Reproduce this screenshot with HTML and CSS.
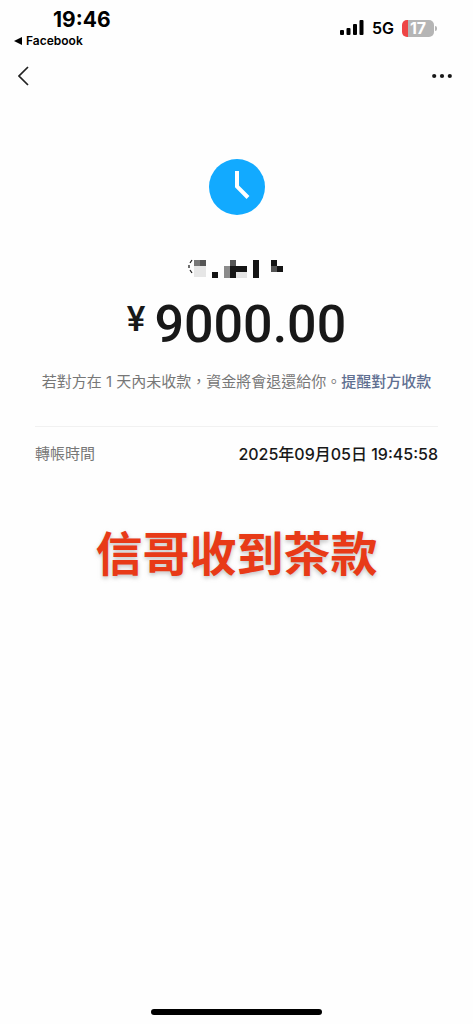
FILE: index.html
```html
<!DOCTYPE html>
<html lang="zh-Hant">
<head>
<meta charset="utf-8">
<meta name="viewport" content="width=device-width, initial-scale=1">
<title>轉帳</title>
<link rel="stylesheet" href="styles.css">
</head>
<body>
<div class="screen">
  <header class="status">
    <div class="status-left">
      <time class="clock">19:46</time>
      <a class="back-app" href="#"><svg width="8" height="8" viewBox="0 0 8 8" aria-hidden="true"><path d="M0 4 8 0v8z"/></svg>Facebook</a>
    </div>
    <div class="status-right">
      <svg width="25" height="16" viewBox="0 0 25 16" aria-hidden="true"><rect x="1" y="10" width="4" height="5" rx="1"/><rect x="7.500" y="8" width="4" height="7" rx="1"/><rect x="14" y="4" width="4" height="11" rx="1"/><rect x="20.500" y="0" width="4" height="15" rx="1"/></svg>
      <span class="network">5G</span>
      <span class="battery"><span class="battery-body">17</span><span class="battery-tip"></span></span>
    </div>
  </header>
  <nav class="nav">
    <button class="nav-button" type="button" aria-label="返回"><svg width="11" height="20" viewBox="0 0 11 20"><path d="M10 1 1 10l9 9" fill="none" stroke="#222" stroke-width="1.7"/></svg></button>
    <button class="nav-button" type="button" aria-label="更多"><svg width="20" height="6" viewBox="0 0 20 6" fill="#181818"><circle cx="2.2" cy="3" r="2.1"/><circle cx="10" cy="3" r="2.1"/><circle cx="17.8" cy="3" r="2.1"/></svg></button>
  </nav>
  <main class="content">
    <svg class="state-icon" width="56" height="56" viewBox="0 0 56 56" aria-hidden="true"><circle cx="28" cy="28" r="28" fill="#12aaff"/><path d="M28 12v15.500l11 11" fill="none" stroke="#fff" stroke-width="4"/></svg>
    <svg class="masked-name" width="98" height="20" viewBox="0 0 98 20" shape-rendering="crispEdges" aria-hidden="true">
      <path d="M4 1 2 4M1 6v3M2 11l2 3" fill="none" stroke="#222" stroke-width="1.300" shape-rendering="auto"/>
      <path fill="#777" d="M6 1h6v6H6z"/><path fill="#555" d="M12 1h6v6h-6z"/><path fill="#e6e6e6" d="M6 7h12v11H6z"/>
      <path fill="#151515" d="M24 13h6v6h-6z"/>
      <path fill="#8b8b8b" d="M36 7h6v12h-6z"/><path fill="#555" d="M42 1h6v6h-6z"/><path fill="#151515" d="M42 7h17v6H48v6h-6z"/><path fill="#e3e3e3" d="M48 13h11v6H48z"/>
      <path fill="#151515" d="M65 1h6v18h-6zM83 1h6v6h6v6H83z"/><path fill="#555" d="M83 7h6v6h-6z"/>
    </svg>
    <h1 class="amount"><span class="currency">¥</span><span>9000.00</span></h1>
    <p class="hint">若對方在 1 天內未收款，資金將會退還給你。<a class="remind" href="#">提醒對方收款</a></p>
    <dl class="detail"><dt>轉帳時間</dt><dd>2025年09月05日 19:45:58</dd></dl>
    <p class="caption">信哥收到茶款</p>
  </main>
  <div class="home-bar"></div>
</div>
</body>
</html>
```

FILE: styles.css
```css
* { box-sizing: border-box; }
body {
  margin: 0;
  background: #fefefe;
  color: #181818;
  font-family: Inter, "Noto Sans CJK TC", sans-serif;
}
.screen {
  display: flex;
  flex-direction: column;
  min-height: 100vh;
}
.status {
  display: flex;
  justify-content: space-between;
  padding: 8px 36px 0 14px;
  color: #000;
}
.status-left {
  display: flex;
  flex-direction: column;
}
.clock {
  padding-left: 39px;
  font-size: 21px;
  line-height: 24px;
  font-weight: 700;
}
.back-app {
  display: flex;
  align-items: center;
  gap: 4px;
  color: #000;
  font-size: 12px;
  line-height: 18px;
  font-weight: 600;
  text-decoration: none;
}
.status-right {
  display: flex;
  align-items: center;
  gap: 8px;
  height: 40px;
}
.network {
  font-size: 16px;
  font-weight: 600;
}
.battery {
  display: flex;
  align-items: center;
  gap: 1px;
}
.battery-body {
  width: 32px;
  border-radius: 5px;
  background: linear-gradient(to right, #ee4545 6px, #b5b5b5 6px);
  color: #fff;
  font-size: 16px;
  line-height: 17px;
  font-weight: 700;
  text-align: center;
}
.battery-tip {
  width: 2px;
  height: 5px;
  border-radius: 0 2px 2px 0;
  background: #b5b5b5;
}
.nav {
  display: flex;
  justify-content: space-between;
  padding: 0 21px 0 18px;
}
.nav-button {
  display: flex;
  align-items: center;
  height: 52px;
  padding: 0;
  border: 0;
  background: none;
}
.content {
  display: flex;
  flex: 1;
  flex-direction: column;
  align-items: center;
  padding: 57px 35px 0;
}
.masked-name { margin-top: 44px; }
.amount {
  display: flex;
  align-items: flex-start;
  gap: 9px;
  margin: 14px 0 0;
  font-family: Roboto, sans-serif;
  font-size: 52px;
  line-height: 64px;
  font-weight: 500;
}
.currency {
  font-size: 35px;
  line-height: 54px;
}
.hint {
  margin: 13px 0 0;
  color: #777;
  font-size: 15px;
  line-height: 24px;
  white-space: nowrap;
}
.remind {
  color: #5f6f91;
  font-weight: 500;
  text-decoration: none;
}
.detail {
  display: flex;
  justify-content: space-between;
  align-self: stretch;
  margin: 32px 0 0;
  padding-top: 15px;
  border-top: 1px solid #f1f1f1;
  font-size: 15px;
  line-height: 24px;
}
.detail dt { color: #777; }
.detail dd {
  margin: 0;
  font-size: 16px;
  font-weight: 500;
}
.caption {
  margin: 49px 0 0;
  color: #e83a17;
  font-family: "Noto Sans CJK SC", sans-serif;
  font-size: 47px;
  line-height: 72px;
  font-weight: 700;
  text-shadow: 0 2px 4px #9999;
}
.home-bar {
  align-self: center;
  width: 36%;
  height: 6px;
  margin-bottom: 9px;
  border-radius: 3px;
  background: #000;
}
```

•••••

Your copy of the data above should match it exactly, except that pictures are left out.

Reproduce this screenshot with HTML and CSS.
FILE: index.html
```html
<!DOCTYPE html>
<html lang="zh-Hant">
<head>
<meta charset="utf-8">
<meta name="viewport" content="width=device-width, initial-scale=1">
<title>轉帳</title>
<link rel="stylesheet" href="styles.css">
</head>
<body>
<div class="screen">
  <header class="status">
    <div class="status-left">
      <time class="clock">19:46</time>
      <a class="back-app" href="#"><svg width="8" height="8" viewBox="0 0 8 8" aria-hidden="true"><path d="M0 4 8 0v8z"/></svg>Facebook</a>
    </div>
    <div class="status-right">
      <svg width="25" height="16" viewBox="0 0 25 16" aria-hidden="true"><rect x="1" y="10" width="4" height="5" rx="1"/><rect x="7.500" y="8" width="4" height="7" rx="1"/><rect x="14" y="4" width="4" height="11" rx="1"/><rect x="20.500" y="0" width="4" height="15" rx="1"/></svg>
      <span class="network">5G</span>
      <span class="battery"><span class="battery-body">17</span><span class="battery-tip"></span></span>
    </div>
  </header>
  <nav class="nav">
    <button class="nav-button" type="button" aria-label="返回"><svg width="11" height="20" viewBox="0 0 11 20"><path d="M10 1 1 10l9 9" fill="none" stroke="#222" stroke-width="1.7"/></svg></button>
    <button class="nav-button" type="button" aria-label="更多"><svg width="20" height="6" viewBox="0 0 20 6" fill="#181818"><circle cx="2.2" cy="3" r="2.1"/><circle cx="10" cy="3" r="2.1"/><circle cx="17.8" cy="3" r="2.1"/></svg></button>
  </nav>
  <main class="content">
    <svg class="state-icon" width="56" height="56" viewBox="0 0 56 56" aria-hidden="true"><circle cx="28" cy="28" r="28" fill="#12aaff"/><path d="M28 12v15.500l11 11" fill="none" stroke="#fff" stroke-width="4"/></svg>
    <svg class="masked-name" width="98" height="20" viewBox="0 0 98 20" shape-rendering="crispEdges" aria-hidden="true">
      <path d="M4 1 2 4M1 6v3M2 11l2 3" fill="none" stroke="#222" stroke-width="1.300" shape-rendering="auto"/>
      <path fill="#777" d="M6 1h6v6H6z"/><path fill="#555" d="M12 1h6v6h-6z"/><path fill="#e6e6e6" d="M6 7h12v11H6z"/>
      <path fill="#151515" d="M24 13h6v6h-6z"/>
      <path fill="#8b8b8b" d="M36 7h6v12h-6z"/><path fill="#555" d="M42 1h6v6h-6z"/><path fill="#151515" d="M42 7h17v6H48v6h-6z"/><path fill="#e3e3e3" d="M48 13h11v6H48z"/>
      <path fill="#151515" d="M65 1h6v18h-6zM83 1h6v6h6v6H83z"/><path fill="#555" d="M83 7h6v6h-6z"/>
    </svg>
    <h1 class="amount"><span class="currency">¥</span><span>9000.00</span></h1>
    <p class="hint">若對方在 1 天內未收款，資金將會退還給你。<a class="remind" href="#">提醒對方收款</a></p>
    <dl class="detail"><dt>轉帳時間</dt><dd>2025年09月05日 19:45:58</dd></dl>
    <p class="caption">信哥收到茶款</p>
  </main>
  <div class="home-bar"></div>
</div>
</body>
</html>
```

FILE: styles.css
```css
* { box-sizing: border-box; }
body {
  margin: 0;
  background: #fefefe;
  color: #181818;
  font-family: Inter, "Noto Sans CJK TC", sans-serif;
}
.screen {
  display: flex;
  flex-direction: column;
  min-height: 100vh;
}
.status {
  display: flex;
  justify-content: space-between;
  padding: 8px 36px 0 14px;
  color: #000;
}
.status-left {
  display: flex;
  flex-direction: column;
}
.clock {
  padding-left: 39px;
  font-size: 21px;
  line-height: 24px;
  font-weight: 700;
}
.back-app {
  display: flex;
  align-items: center;
  gap: 4px;
  color: #000;
  font-size: 12px;
  line-height: 18px;
  font-weight: 600;
  text-decoration: none;
}
.status-right {
  display: flex;
  align-items: center;
  gap: 8px;
  height: 40px;
}
.network {
  font-size: 16px;
  font-weight: 600;
}
.battery {
  display: flex;
  align-items: center;
  gap: 1px;
}
.battery-body {
  width: 32px;
  border-radius: 5px;
  background: linear-gradient(to right, #ee4545 6px, #b5b5b5 6px);
  color: #fff;
  font-size: 16px;
  line-height: 17px;
  font-weight: 700;
  text-align: center;
}
.battery-tip {
  width: 2px;
  height: 5px;
  border-radius: 0 2px 2px 0;
  background: #b5b5b5;
}
.nav {
  display: flex;
  justify-content: space-between;
  padding: 0 21px 0 18px;
}
.nav-button {
  display: flex;
  align-items: center;
  height: 52px;
  padding: 0;
  border: 0;
  background: none;
}
.content {
  display: flex;
  flex: 1;
  flex-direction: column;
  align-items: center;
  padding: 57px 35px 0;
}
.masked-name { margin-top: 44px; }
.amount {
  display: flex;
  align-items: flex-start;
  gap: 9px;
  margin: 14px 0 0;
  font-family: Roboto, sans-serif;
  font-size: 52px;
  line-height: 64px;
  font-weight: 500;
}
.currency {
  font-size: 35px;
  line-height: 54px;
}
.hint {
  margin: 13px 0 0;
  color: #777;
  font-size: 15px;
  line-height: 24px;
  white-space: nowrap;
}
.remind {
  color: #5f6f91;
  font-weight: 500;
  text-decoration: none;
}
.detail {
  display: flex;
  justify-content: space-between;
  align-self: stretch;
  margin: 32px 0 0;
  padding-top: 15px;
  border-top: 1px solid #f1f1f1;
  font-size: 15px;
  line-height: 24px;
}
.detail dt { color: #777; }
.detail dd {
  margin: 0;
  font-size: 16px;
  font-weight: 500;
}
.caption {
  margin: 49px 0 0;
  color: #e83a17;
  font-family: "Noto Sans CJK SC", sans-serif;
  font-size: 47px;
  line-height: 72px;
  font-weight: 700;
  text-shadow: 0 2px 4px #9999;
}
.home-bar {
  align-self: center;
  width: 36%;
  height: 6px;
  margin-bottom: 9px;
  border-radius: 3px;
  background: #000;
}
```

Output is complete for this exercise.